1/4 c sour cream (optional, I didn’t use this)

small handful fresh parsley, chopped

salt and pepper to taste

12 fresh or frozen pierogi of your choice (yes, I said frozen, blasphemy!  I used Mrs. T’s brand potato and cheese), cooked and kept warm

Directions:

Heat the oil in a large skillet over medium high heat and add the garlic and cook for about a minute, then add the onion. Continue cooking until the onion takes on an amber hue, lowering heat if it starts to brown too much.  Add the mushrooms, red pepper and a generous sprinkling of black pepper and turn heat up to high (the mushrooms will release a lot of water).  Stir and cook until the mushrooms begin to soften, about 5 minutes.

Combine the flour and both paprika in a small bowl.  Slowly whisk in 1/2 cup of the chicken or vegetable stock and tomato paste and whisk until smooth.
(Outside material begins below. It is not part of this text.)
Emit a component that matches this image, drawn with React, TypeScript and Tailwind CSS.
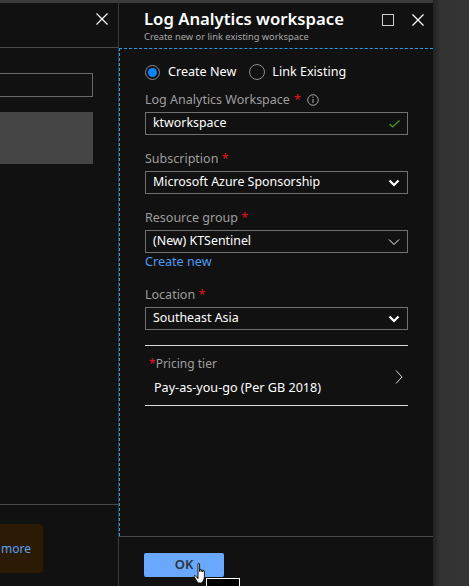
import React from 'react';

const font = { fontFamily: '"Noto Sans", "Open Sans", "Liberation Sans", sans-serif' };

function ChevronDown({ thin }: { thin?: boolean }) {
  return (
    <svg width="12" height="8" viewBox="0 0 12 8" className="shrink-0">
      <path
        d={thin ? 'M1 1.5 L6 6.5 L11 1.5' : 'M1.5 1.5 L6 6 L10.5 1.5'}
        fill="none"
        stroke="#ffffff"
        strokeWidth={thin ? 1 : 2.2}
      />
    </svg>
  );
}

function Field({ label, children }: { label: string; children: React.ReactNode }) {
  return (
    <div>
      <div className="text-[12.5px] leading-[18px] text-[#9e9e9e]">
        {label} <span className="text-[#e81123]">*</span>
      </div>
      <div className="mt-[3px]">{children}</div>
    </div>
  );
}

function Select({ value, thin }: { value: string; thin?: boolean }) {
  return (
    <div className="flex h-[23px] items-center justify-between border border-[#707070] pl-[7px] pr-[7px] text-[12.4px] text-white">
      <span>{value}</span>
      <ChevronDown thin={thin} />
    </div>
  );
}

export default function App() {
  return (
    <div className="flex h-[586px] w-[469px] overflow-hidden bg-[#111111]" style={font}>
      {/* left blade */}
      <div className="flex w-[118px] shrink-0 flex-col">
        <div className="h-[3px] bg-[#3c3c3c]" />
        <div className="flex h-[45px] items-start justify-end border-b border-[#4a4a4a] pr-[10px] pt-[10px]">
          <svg width="12" height="12" viewBox="0 0 12 12">
            <path d="M0.5 0.5 L11.5 11.5 M11.5 0.5 L0.5 11.5" stroke="#ffffff" strokeWidth="1.2" />
          </svg>
        </div>
        <div className="mt-[25px] h-[24px] w-[93px] border border-[#6a6a6a] border-l-0" />
        <div className="mt-[15px] h-[52px] w-[93px] bg-[#454545]" />
        <div className="flex-1" />
        <div className="h-[82px] border-t border-[#4a4a4a] pt-[19px]">
          <div className="flex h-[49px] w-[43px] items-center rounded-r-sm bg-[#2b1a04] pl-[1px] text-[12px] text-[#5aa0f5]">
            more
          </div>
        </div>
      </div>

      {/* right blade */}
      <div className="flex w-[315px] shrink-0 flex-col border-l border-[#3a3a3a]">
        <div className="h-[3px] bg-[#3c3c3c]" />
        <div className="flex h-[45px] items-start justify-between pl-[25px] pr-[9px]">
          <div className="pt-[5px]">
            <div className="text-[16.7px] font-semibold leading-[22px] text-white">Log Analytics workspace</div>
            <div className="text-[9.3px] leading-[13px] text-[#a8a8a8]">Create new or link existing workspace</div>
          </div>
          <div className="flex items-center gap-[18px] pt-[11px]">
            <div className="h-[12px] w-[12px] border border-[#d0d0d0]" />
            <svg width="12" height="12" viewBox="0 0 12 12">
              <path d="M0.5 0.5 L11.5 11.5 M11.5 0.5 L0.5 11.5" stroke="#ffffff" strokeWidth="1.2" />
            </svg>
          </div>
        </div>

        <div className="flex-1 border-l border-t border-dashed border-l-[#1aa3e8] border-t-[#1aa3e8] pl-[25px] pr-[25px] pt-[13px]">
          {/* radios */}
          <div className="flex h-[20px] items-center text-[12.6px] text-white">
            <div className="flex h-[15px] w-[15px] items-center justify-center rounded-full border border-[#8a8a8a]">
              <div className="h-[9px] w-[9px] rounded-full bg-[#0a84ff]" />
            </div>
            <span className="ml-[8px]">Create New</span>
            <div className="ml-[13px] h-[16px] w-[16px] rounded-full border border-[#8a8a8a]" />
            <span className="ml-[7px]">Link Existing</span>
          </div>

          <div className="mt-[9px]">
            <div className="flex items-center text-[12.5px] leading-[18px] text-[#9e9e9e]">
              Log Analytics Workspace <span className="ml-[4px] text-[#e81123]">*</span>
              <svg width="12" height="12" viewBox="0 0 12 12" className="ml-[6px]">
                <circle cx="6" cy="6" r="5.3" fill="none" stroke="#a0a0a0" strokeWidth="1" />
                <path d="M6 5 V9" stroke="#a0a0a0" strokeWidth="1.1" />
                <circle cx="6" cy="3.3" r="0.7" fill="#a0a0a0" />
              </svg>
            </div>
            <div className="mt-[3px] flex h-[23px] items-center justify-between border border-[#707070] pl-[7px] pr-[7px] text-[12.4px] text-white">
              <span>ktworkspace</span>
              <svg width="11" height="8" viewBox="0 0 11 8">
                <path d="M0.5 4 L3.5 7 L10.5 0.5" fill="none" stroke="#4f9a1a" strokeWidth="1.2" />
              </svg>
            </div>
          </div>

          <div className="mt-[15px]">
            <Field label="Subscription">
              <Select value="Microsoft Azure Sponsorship" />
            </Field>
          </div>

          <div className="mt-[15px]">
            <Field label="Resource group">
              <Select value="(New) KTSentinel" thin />
            </Field>
            <div className="text-[12.6px] leading-[18px] text-[#4d9bf0]">Create new</div>
          </div>

          <div className="mt-[15px]">
            <Field label="Location">
              <Select value="Southeast Asia" />
            </Field>
          </div>

          <div className="mt-[15px] border-b border-t border-[#d8d8d8]">
            <div className="flex items-center justify-between pb-[8px] pl-[4px] pr-[5px] pt-[10px]">
              <div>
                <div className="text-[12px] leading-[16px] text-[#9e9e9e]">
                  <span className="text-[#e81123]">*</span>Pricing tier
                </div>
                <div className="mt-[7px] pl-[5px] text-[12.6px] leading-[18px] text-white">Pay-as-you-go (Per GB 2018)</div>
              </div>
              <svg width="8" height="14" viewBox="0 0 8 14">
                <path d="M1 0.5 L7 7 L1 13.5" fill="none" stroke="#d8d8d8" strokeWidth="1" />
              </svg>
            </div>
          </div>
        </div>

        <div className="relative h-[50px] border-t border-[#4a4a4a] pl-[25px] pt-[16px]">
          <div className="flex h-[24px] w-[80px] items-center justify-center rounded-[2px] bg-[#6aa8fd] text-[13px] font-semibold text-[#2b3440]">
            OK
          </div>
          {/* tooltip + cursor overlay */}
          <div className="absolute left-[87px] top-[41px] h-[12px] w-[34px] border border-white bg-black" />
          <svg width="16" height="23" viewBox="0 0 16 22" className="absolute left-[74px] top-[25px]">
            <path
              d="M5 1.5 C5 0.7 6.6 0.7 6.6 1.5 V9 V7.5 C6.6 6.7 8.2 6.7 8.2 7.5 V9 V8 C8.2 7.2 9.8 7.2 9.8 8 V9.5 V8.8 C9.8 8 11.4 8 11.4 8.8 V14 C11.4 17 10 19 8.5 20.5 H5 L1.2 14.5 C0.6 13.5 1.6 12.5 2.5 13.3 L5 16 Z"
              fill="#ffffff"
              stroke="#000000"
              strokeWidth="0.9"
              strokeLinejoin="round"
            />
          </svg>
        </div>
      </div>

      {/* gutter */}
      <div className="flex-1 bg-gradient-to-r from-[#222222] via-[#333333] via-20% to-[#343434]" />
    </div>
  );
}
Pour this over the mushroom mixture, stir to combine, then add the rest of the stock until the mixture is about the consistency of tomato sauce.  Season to taste with salt (you shouldn’t need much) and lower the heat and cover the saucepan.  Allow to simmer gently for about 20-25 minutes, adding more stock or water so it maintains the consistency of a tomato sauce.  Just before the stew is done, cook the pierogi according to package directions and keep warm.

Stir in the yogurt, sour cream and parsley until well combined; heat through.  Adjust the seasoning with salt and pepper, then divide stew among bowls and top with 3 pierogi.  Serve with more sour cream if desired.